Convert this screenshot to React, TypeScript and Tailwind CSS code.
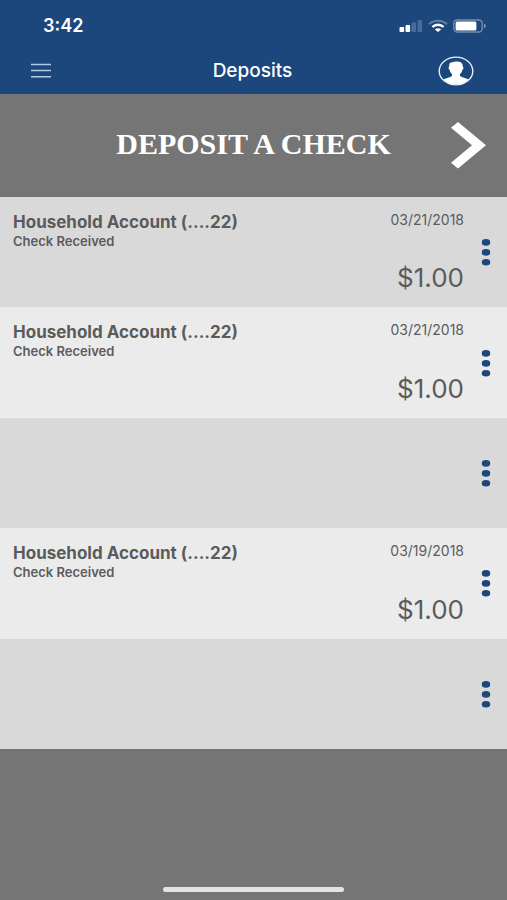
import React, { FC } from "react";

type Deposit = {
  id: number;
  account?: string;
  status?: string;
  date?: string;
  amount?: string;
};

const deposits: Deposit[] = [
  {
    id: 1,
    account: "Household Account (....22)",
    status: "Check Received",
    date: "03/21/2018",
    amount: "$1.00",
  },
  {
    id: 2,
    account: "Household Account (....22)",
    status: "Check Received",
    date: "03/21/2018",
    amount: "$1.00",
  },
  { id: 3 },
  {
    id: 4,
    account: "Household Account (....22)",
    status: "Check Received",
    date: "03/19/2018",
    amount: "$1.00",
  },
  { id: 5 },
];

const SignalIcon: FC = () => (
  <svg width="24" height="14" viewBox="0 0 24 14" fill="#fff" aria-hidden="true">
    <rect x="0.5" y="8" width="4.6" height="5" rx="1" />
    <rect x="6.5" y="6" width="4.6" height="7" rx="1" />
    <rect x="12.5" y="3.5" width="4.6" height="9.5" rx="1" opacity="0.2" />
    <rect x="18.5" y="1" width="4.6" height="12" rx="1" opacity="0.2" />
  </svg>
);

const WifiIcon: FC = () => (
  <svg width="20" height="14" viewBox="0 0 20 14" fill="none" aria-hidden="true">
    <path d="M1 5.2C6 0.7 14 0.7 19 5.2" stroke="#fff" strokeWidth="2" opacity="0.3" />
    <path d="M4.4 8C7.4 5 12.6 5 15.6 8" stroke="#fff" strokeWidth="2.4" />
    <path d="M6.8 10.4C8.7 8.9 11.3 8.9 13.2 10.4L10 13Z" fill="#fff" />
  </svg>
);

const BatteryIcon: FC = () => (
  <svg width="34" height="14" viewBox="0 0 34 14" fill="none" aria-hidden="true">
    <rect
      x="0.8"
      y="1"
      width="28.4"
      height="12"
      rx="3.5"
      stroke="#fff"
      strokeWidth="1.3"
      opacity="0.4"
    />
    <rect x="2.6" y="2.6" width="20.8" height="9" rx="1.5" fill="#fff" />
    <path d="M31 4.8c2.2.6 2.2 3.8 0 4.4z" fill="#fff" opacity="0.45" />
  </svg>
);

const MenuIcon: FC = () => (
  <svg width="20" height="16" viewBox="0 0 20 16" aria-hidden="true">
    <path d="M0 1.5H20M0 7.6H20M0 13.7H20" stroke="#b3cbea" strokeWidth="1.5" />
  </svg>
);

const ProfileIcon: FC = () => (
  <svg width="36" height="30" viewBox="0 0 36 30" aria-hidden="true">
    <path
      d="M5.5 23.5C8 21.8 12 21.8 14 20V18C12.6 17 12 15.6 11.7 14C10.4 13.6 10.2 11 11.2 10.6C10.8 7.4 12.4 6 14.6 6.3C17.5 5 25.4 5 24.8 10.6C25.8 11 25.6 13.6 24.3 14C24 15.6 23.4 17 22 18V20C24 21.8 28 21.8 30.5 23.5C27 27.5 22.5 28.8 18 28.8S9 27.500 5.5 23.5Z"
      fill="#fff"
    />
    <ellipse cx="18" cy="15" rx="16.8" ry="13.9" fill="none" stroke="#e6eef9" strokeWidth="1.4" />
  </svg>
);

const ChevronIcon: FC = () => (
  <svg width="36" height="48" viewBox="0 0 36 48" fill="#fff" aria-hidden="true">
    <path d="M7 0L35 23.3L7 46.5L0 40.8L21 23.3L0 5.7Z" />
  </svg>
);

const DotsIcon: FC = () => (
  <svg width="10" height="28" viewBox="0 0 10 28" fill="#1b477d" aria-hidden="true">
    <ellipse cx="5" cy="4.4" rx="4.2" ry="3.3" />
    <ellipse cx="5" cy="14.4" rx="4.2" ry="3.3" />
    <ellipse cx="5" cy="24.3" rx="4.2" ry="3.3" />
  </svg>
);

const DepositRow: FC<{ deposit: Deposit }> = ({ deposit }) => (
  <li className="flex odd:bg-[#d9d9d9] even:bg-[#ebebeb]">
    <div className="flex min-w-0 flex-grow flex-col pl-[13px] pt-[15px]">
      <span className="text-[17px] leading-5 font-bold">{deposit.account}</span>
      <span className="text-[13px] leading-[18px] font-semibold">{deposit.status}</span>
    </div>
    <div className="flex flex-shrink-0 flex-col items-end justify-between py-[13px]">
      <span className="text-sm leading-5">{deposit.date}</span>
      <span className="text-[26px] leading-8">{deposit.amount}</span>
    </div>
    <div className="flex w-[43px] flex-shrink-0 items-center justify-center">
      <button type="button" aria-label="Deposit options" className="p-1">
        <DotsIcon />
      </button>
    </div>
  </li>
);

export default function App() {
  return (
    <div className="flex min-h-screen flex-col bg-[#757575] font-['Inter','Liberation_Sans',sans-serif] text-[#5b5b5b]">
      <header className="bg-[#1b477d] text-white">
        <div className="flex h-[51px] items-center justify-between pl-[43px] pr-5">
          <span className="text-lg leading-6 font-semibold">3:42</span>
          <div className="flex items-center">
            <SignalIcon />
            <span className="mx-[5px]">
              <WifiIcon />
            </span>
            <BatteryIcon />
          </div>
        </div>
        <div className="grid h-[43px] grid-cols-3 items-center pl-[31px] pr-[33px] pb-[3px]">
          <button type="button" aria-label="Menu" className="justify-self-start">
            <MenuIcon />
          </button>
          <h1 className="text-center text-[19px] leading-6 font-medium">Deposits</h1>
          <button type="button" aria-label="Profile" className="justify-self-end">
            <ProfileIcon />
          </button>
        </div>
      </header>

      <main>
        <button
          type="button"
          className="flex h-[103px] w-full items-center pr-5 text-white"
        >
          <span className="flex-grow pl-14 pb-1 text-center font-['Liberation_Serif',serif] text-[30px] leading-8 font-bold">
            DEPOSIT A CHECK
          </span>
          <ChevronIcon />
        </button>
        <ul className="grid min-h-[552px] auto-rows-fr">
          {deposits.map((deposit) => (
            <DepositRow key={deposit.id} deposit={deposit} />
          ))}
        </ul>
      </main>

      <footer className="mt-auto flex justify-center pb-2">
        <div className="h-[5px] w-[181px] rounded-full bg-[#e4e4e4]" />
      </footer>
    </div>
  );
}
.....
Show every line of the listing in which the string "React" can be found.

Convert this screenshot to React, TypeScript and Tailwind CSS code.
import React, { FC } from "react";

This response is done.